Work in Progress: How We Designed Our First Virtual Summit

Here’s what we learned about organizing events and creating community in 2020.

This time last year, our entire creative discipline got together for two days at our headquarters in San Francisco for our first-ever Design Summit. Folks from all over the world flew in to meet fellow designers, listen to presentations and connect on a personal level. Coming out of that summit, we were excited about what we had taken part in, and how we might make it even better the following year. What we didn’t realize at the start of this year was that our lives and work would be forever changed due to a global pandemic. All the things we took for granted with an in-person event had to be rethought.

How might we bring that same excitement for coming together in person to a virtual experience?

It felt like a daunting task.

We started by forming a small working group of dedicated volunteers, and our first priority was to come up with a theme. A theme that everyone could get behind would help rally people and bring us together, even if it was just through our screens. We brainstormed a bunch of different ideas and ultimately settled on three main concepts: togetherness, change and empowerment. We then discussed what sort of tone we wanted for the summit. Similar ideas kept popping up: warmth, comfort, support, a break from the day to day, group therapy, a spa day.

Following the brainstorm, we enlisted the help of some writers at Square. They came up with a slew of phrases, which the working group talked through and voted on.

Ultimately, we landed on “Work in Progress”. This idea stemmed from common language that we all use in our professional lives. We often place the letters “WIP” in file names and documents to convey the idea that “we’re working on it”.

So much of this year has truly been a work in progress.
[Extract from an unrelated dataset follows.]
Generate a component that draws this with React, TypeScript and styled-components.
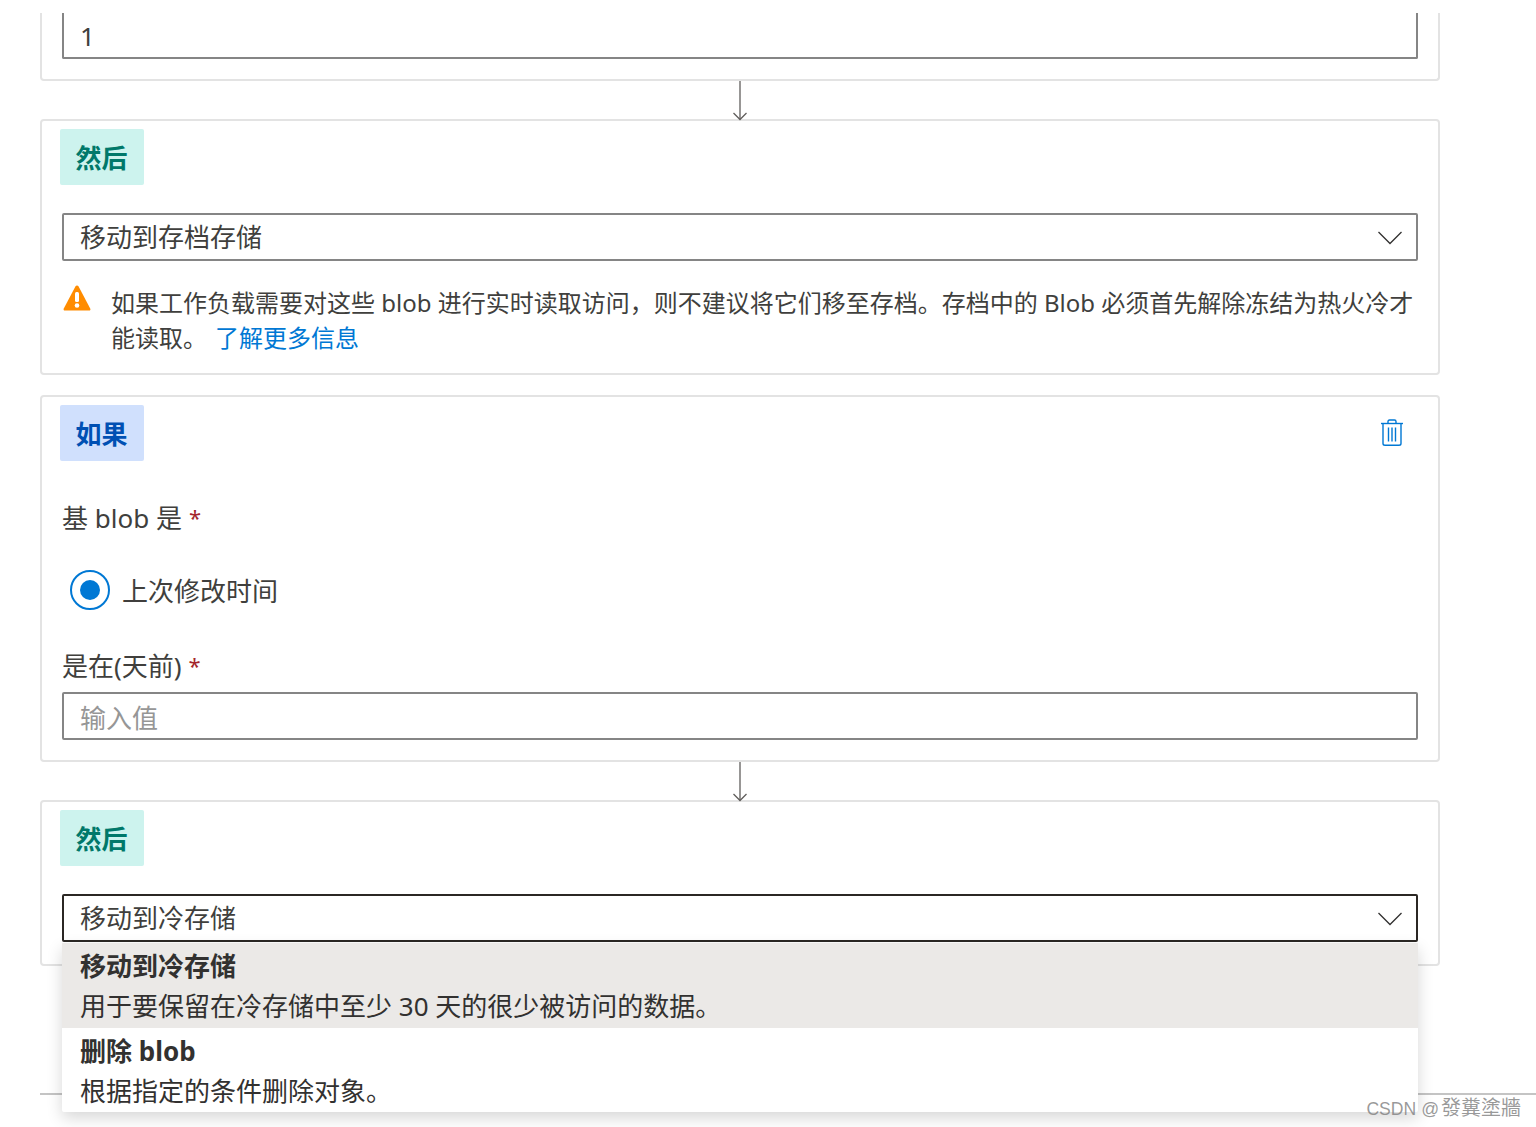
import React from "react";
import styled, { createGlobalStyle } from "styled-components";

const GlobalStyle = createGlobalStyle`
  html, body {
    margin: 0;
    padding: 0;
    background: #fff;
  }
  * {
    box-sizing: border-box;
  }
  body {
    font-family: "Noto Sans", "Noto Sans CJK SC", sans-serif;
    color: #403f3d;
  }
`;

const Arrow = () => (
  <svg width="18" height="40" viewBox="0 0 18 40" fill="none" stroke="#605e5c" strokeWidth="1.3">
    <path d="M9 0V38.5" />
    <path d="M2.5 32L9 38.5L15.5 32" />
  </svg>
);

const Chevron = () => (
  <svg width="24" height="14" viewBox="0 0 24 14" fill="none" stroke="#323130" strokeWidth="1.3">
    <path d="M.5 1L12 12.5L23.5 1" />
  </svg>
);

const TrashIcon = () => (
  <svg width="22" height="27" viewBox="0 0 22 27" fill="none" stroke="#0078d4" strokeWidth="1.4">
    <path d="M0 4.5H22" />
    <path d="M7 4.5V2.5Q7 1 8.5 1H13.5Q15 1 15 2.5V4.5" />
    <path d="M2 4.5V24.5Q2 26.3 4 26.3H18Q20 26.3 20 24.5V4.5" />
    <path d="M7.5 8.5V22.5M11 8.5V22.5M14.5 8.5V22.5" />
  </svg>
);

const WarningIcon = () => (
  <svg width="28" height="28" viewBox="0 0 28 28">
    <path
      d="M14 .5Q15 .5 15.6 1.6L27.2 23.5Q28 25.5 26 25.5H2Q0 25.5 .8 23.5L12.4 1.6Q13 .5 14 .5Z"
      fill="#ff8c00"
    />
    <rect x="12" y="7" width="4" height="10" rx="1.5" fill="#fff" />
    <circle cx="14" cy="20.5" r="2.3" fill="#fff" />
  </svg>
);

export default function App() {
  return (
    <>
      <GlobalStyle />
      <Page>
        <Column>
          <Card $clipped>
            <TextInput $clipped value="1" readOnly />
          </Card>
          <Connector>
            <Arrow />
          </Connector>
          <Card>
            <CardHeader>
              <Tag $kind="then">然后</Tag>
            </CardHeader>
            <Select>
              <span>移动到存档存储</span>
              <Chevron />
            </Select>
            <Warning>
              <WarningIconBox>
                <WarningIcon />
              </WarningIconBox>
              <WarningText>
                如果工作负载需要对这些 blob 进行实时读取访问，则不建议将它们移至存档。存档中的 Blob 必须首先解除冻结为热火冷才能读取。
                <LearnMore>了解更多信息</LearnMore>
              </WarningText>
            </Warning>
          </Card>
          <Spacer />
          <Card>
            <CardHeader>
              <Tag $kind="if">如果</Tag>
              <DeleteButton>
                <TrashIcon />
              </DeleteButton>
            </CardHeader>
            <BaseLabel>
              基 blob 是<Required>*</Required>
            </BaseLabel>
            <RadioRow>
              <RadioCircle>
                <RadioDot />
              </RadioCircle>
              上次修改时间
            </RadioRow>
            <DaysLabel>
              是在(天前)<Required>*</Required>
            </DaysLabel>
            <TextInput placeholder="输入值" readOnly />
          </Card>
          <Connector>
            <Arrow />
          </Connector>
          <Card>
            <CardHeader>
              <Tag $kind="then">然后</Tag>
            </CardHeader>
            <SelectWrap>
              <Select $open>
                <span>移动到冷存储</span>
                <Chevron />
              </Select>
              <Menu>
                <MenuOption $selected>
                  <OptionTitle>移动到冷存储</OptionTitle>
                  <OptionText>用于要保留在冷存储中至少 30 天的很少被访问的数据。</OptionText>
                </MenuOption>
                <MenuOption>
                  <OptionTitle>删除 blob</OptionTitle>
                  <OptionText>根据指定的条件删除对象。</OptionText>
                </MenuOption>
              </Menu>
            </SelectWrap>
          </Card>
          <Divider />
        </Column>
        <Watermark>
          <WatermarkLatin>CSDN @</WatermarkLatin>發糞塗牆
        </Watermark>
      </Page>
    </>
  );
}

const Page = styled.div`
  position: relative;
  height: 1127px;
  overflow: hidden;
  padding: 13px 0 0 40px;
`;

const Column = styled.div`
  width: 1400px;
`;

const Card = styled.section<{ $clipped?: boolean }>`
  border: 2px solid #e3e3e3;
  border-top: ${(p) => (p.$clipped ? "none" : "2px solid #e3e3e3")};
  border-radius: ${(p) => (p.$clipped ? "0 0 4px 4px" : "4px")};
  padding: ${(p) => (p.$clipped ? "0" : "8px")} 20px 20px;
`;

const Connector = styled.div`
  display: flex;
  justify-content: center;
  height: 38px;
`;

const Spacer = styled.div`
  height: 20px;
`;

const CardHeader = styled.div`
  display: flex;
  justify-content: space-between;
  align-items: center;
  margin-left: -2px;
`;

const Tag = styled.div<{ $kind: "if" | "then" }>`
  width: 84px;
  height: 56px;
  padding-right: 1px;
  display: flex;
  align-items: center;
  justify-content: center;
  border-radius: 2px;
  font-size: 26px;
  font-weight: 700;
  background: ${(p) => (p.$kind === "if" ? "#d0e0fd" : "#cdf3ee")};
  color: ${(p) => (p.$kind === "if" ? "#0050b3" : "#00786a")};
`;

const DeleteButton = styled.div`
  display: flex;
  margin: 0 15px 1px 0;
`;

const TextInput = styled.input<{ $clipped?: boolean }>`
  display: block;
  width: 100%;
  height: ${(p) => (p.$clipped ? "46px" : "48px")};
  border: 2px solid #858585;
  border-top: ${(p) => (p.$clipped ? "none" : "2px solid #858585")};
  border-radius: ${(p) => (p.$clipped ? "0 0 2px 2px" : "2px")};
  padding: ${(p) => (p.$clipped ? "2px" : "3px")} 16px 0;
  outline: none;
  font: inherit;
  font-size: 26px;
  color: #403f3d;
  background: #fff;

  &::placeholder {
    color: #969696;
    opacity: 1;
  }
`;

const SelectWrap = styled.div`
  position: relative;
  margin-bottom: 2px;
`;

const Select = styled.div<{ $open?: boolean }>`
  display: flex;
  align-items: center;
  justify-content: space-between;
  height: 48px;
  margin-top: 28px;
  padding: 0 14px 0 16px;
  border: 2px solid ${(p) => (p.$open ? "#2b2724" : "#858585")};
  border-radius: 2px;
  font-size: 26px;

  span {
    margin-bottom: 2px;
  }

  svg {
    margin-top: 2px;
  }
`;

const Warning = styled.div`
  display: flex;
  margin: 24px 0 -2px;
`;

const WarningIconBox = styled.div`
  flex: none;
  width: 49px;
  padding-left: 1px;
`;

const WarningText = styled.p`
  margin: 0;
  font-size: 24px;
  line-height: 35px;
`;

const LearnMore = styled.a`
  margin-left: 8px;
  color: #0078d4;
`;

const BaseLabel = styled.div`
  margin-top: 39px;
  font-size: 26px;
  line-height: 36px;
`;

const DaysLabel = styled(BaseLabel)`
  margin-top: 38px;
  margin-bottom: 7px;
`;

const Required = styled.span`
  position: relative;
  top: -2px;
  margin-left: 7px;
  color: #a4262c;
  font-size: 22px;
`;

const RadioRow = styled.div`
  display: flex;
  align-items: center;
  gap: 12px;
  margin: 33px 0 0 8px;
  font-size: 26px;
`;

const RadioCircle = styled.span`
  display: flex;
  align-items: center;
  justify-content: center;
  width: 40px;
  height: 40px;
  border: 2px solid #0078d4;
  border-radius: 50%;
`;

const RadioDot = styled.span`
  width: 20px;
  height: 20px;
  border-radius: 50%;
  background: #0078d4;
`;

const Menu = styled.div`
  position: absolute;
  z-index: 2;
  top: 49px;
  left: 0;
  right: 0;
  height: 169px;
  display: flex;
  flex-direction: column;
  background: #fff;
  box-shadow: 0 6px 16px rgba(0, 0, 0, 0.16);
  border-radius: 0 0 2px 2px;
`;

const MenuOption = styled.div<{ $selected?: boolean }>`
  flex: 1;
  padding: 3px 18px 0;
  background: ${(p) => (p.$selected ? "#ebe9e7" : "transparent")};
  color: #323130;
`;

const OptionTitle = styled.div`
  font-size: 26px;
  font-weight: 700;
  line-height: 40px;
`;

const OptionText = styled.div`
  font-size: 26px;
  line-height: 40px;
`;

const Divider = styled.div`
  height: 2px;
  margin: 127px -96px 0 0;
  background: #c4c4c4;
`;

const Watermark = styled.div`
  position: absolute;
  z-index: 3;
  right: 15px;
  top: 1095px;
  font-family: "Liberation Sans", "Noto Sans CJK TC", sans-serif;
  font-size: 20px;
  line-height: 26px;
  color: rgba(120, 120, 120, 0.75);
`;

const WatermarkLatin = styled.span`
  font-size: 17.6px;
  margin-right: 2px;
`;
We’ve all been working on and through so much this year, not just at work but also at home with our personal lives and in the world in general. The theme felt perfect and fitting for our summit. It even became the mantra we ascribed to when things were not always on track.

Our designers started taking cues from the theme to inform the branding we were creating for the event, including our swag kit and website. We wanted both our swag and website to be functional yet unique. We designed a broadsheet that included content from our internal digital Design Handbook, and also included more timely elements like quotes from people about their experiences working during the pandemic. The broadsheet also had heavily designed spreads that doubled as posters in the hope that people would tear them out and hang them up at home. We also included a pair of slippers as a nod to the desire for comfort (like a spa day) and the reality that many of us wear slippers at home, all day, everyday.

Our website was functional yet playful with the schedule, speaker bios and an area for session recording links and slides as well as a header you could customize and little graphical Easter eggs.

With the actual scheduling of the summit, we looked at what other, bigger conferences and events had done, but alas, most were all the same. No one seemed to have come up with anything extraordinary. And perhaps that’s because in reality, there is no substitute for in-person interactions. We thought about scavenger hunts at seller locations, sending food items from different cities and meet-and-greet “watercooler” virtual sessions. Ultimately we settled on a few things:

  1. We spread out the content across an entire week to ease calendar burden with the hopes that everyone could attend more sessions.
  2. We brought to life our Company We Keep blog series with hosted panels so folks could get to know others around the company.
  3. We created a “lobby” meeting invite that ran in the background of the summit week every day for people to pop in and chat about sessions or just meet each other.
  4. We facilitated two social “breakout” sessions at the beginning and end of the summit week with conversation starter prompts for folks to learn more about each other.
  5. We created a Spotify playlist for folks to add to, which was played between sessions throughout the week.
  6. We started a dedicated Slack channel for casual conversations, photo sharing and logistics.

While these ideas didn’t replace the feelings you get from in-person connections, they helped bring people closer together to learn more about each other. Sessions near the end of the week had nearly as much attendance as the first day. People sent around fun photos and videos of their swag kits. And in our post-summit survey, several people commented on all the new people they had met and learned from.

Some even said they preferred virtual to in-person for the summit.

Ultimately, our goal of creating excitement for our creative community was met, even in a virtual space, due to the efforts everyone in our group took to put together a great week of programming, friendly to most time zones, spanning a range of creative disciplines, sprinkled with some moments to really meet other creatives and learn more about each other. And while we didn’t come up with any fancy methods to make people feel like they were in the same room, we did create a shared virtual community for a week. And our dreams of replicating in-person experiences will continue to be a shared Work in Progress.